Please note that Thread/Block/Kernel are software constructs while Lane/Warp/SM/Device are hardware constructs.
Debugging using NSight
To Debug cuda code, we need to either use cuda-gdb or nsight, we will focus on nsight in this tutorial.
Nvidia Nsight integrates with visual studio seamlessly and makes it pretty easy to debug cuda code. As a first step we will look into system info as provided by nsight.
Below screenshot shows 2080 have 48 SMs, it also tells I have 8 GB of GPU RAM, the frame buffer bandwidth tells you the speed at which copy will happen on GPU itself i.e. device to device.

To Debug cuda code, you must launch using Nvidia nsight’s extension (start cuda debugging).
Let’s look at a screenshot from autos view of VS

You will see blockDim is 128,1,1 i.e. we are creating blocks that would have 128 threads each, so these blocks would have 4 warps (128/32).
Each of the breakpoint is always showing the state at one active thread, for e.g. in above screenshot, we see that active thread is 0,0,0 (threadIdx) in block 0,0,0 (blockIdx).
Let’s now jump in Nsight’s warp info window (Extensions->Nsight->windows->warp info)

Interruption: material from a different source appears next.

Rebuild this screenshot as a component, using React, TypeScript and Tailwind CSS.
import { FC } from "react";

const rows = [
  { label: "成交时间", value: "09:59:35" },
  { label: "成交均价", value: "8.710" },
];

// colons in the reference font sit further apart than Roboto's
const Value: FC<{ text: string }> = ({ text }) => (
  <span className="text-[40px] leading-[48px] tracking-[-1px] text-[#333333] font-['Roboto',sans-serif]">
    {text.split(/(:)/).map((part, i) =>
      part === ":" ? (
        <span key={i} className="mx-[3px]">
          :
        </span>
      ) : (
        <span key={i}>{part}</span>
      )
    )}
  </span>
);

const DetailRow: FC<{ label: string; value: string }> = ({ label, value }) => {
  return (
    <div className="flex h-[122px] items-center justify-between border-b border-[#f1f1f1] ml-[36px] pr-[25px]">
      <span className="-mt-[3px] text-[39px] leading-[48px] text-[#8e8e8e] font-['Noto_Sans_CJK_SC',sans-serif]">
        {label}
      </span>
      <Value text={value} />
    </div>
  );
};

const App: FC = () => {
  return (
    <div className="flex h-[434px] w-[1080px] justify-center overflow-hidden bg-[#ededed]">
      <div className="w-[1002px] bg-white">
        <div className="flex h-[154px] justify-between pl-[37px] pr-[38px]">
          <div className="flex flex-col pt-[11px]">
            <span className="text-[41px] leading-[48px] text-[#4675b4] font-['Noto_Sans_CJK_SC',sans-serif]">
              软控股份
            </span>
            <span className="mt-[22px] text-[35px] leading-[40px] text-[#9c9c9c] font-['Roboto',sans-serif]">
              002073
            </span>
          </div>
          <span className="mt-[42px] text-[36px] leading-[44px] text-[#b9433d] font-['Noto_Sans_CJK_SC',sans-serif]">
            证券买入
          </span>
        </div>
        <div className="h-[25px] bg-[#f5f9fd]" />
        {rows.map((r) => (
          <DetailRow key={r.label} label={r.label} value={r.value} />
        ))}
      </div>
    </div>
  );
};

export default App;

A warp info let’s you view all warps (32 thread chunks) that are available to run on gpu for current kernel.
The shaderinfo column shows blockidx & threadidx for each warp. The threadidx being shown is for the first thread on that warp. CTA refers to set of blocks & warps.
Let’s now look at warp watch

A warp info can help you see the state of various threads and corresponding values that are computed at runtime.
This brings us to end of the blog, CUDA is vast & have many other concepts such as shared memory, atomics, textures etc.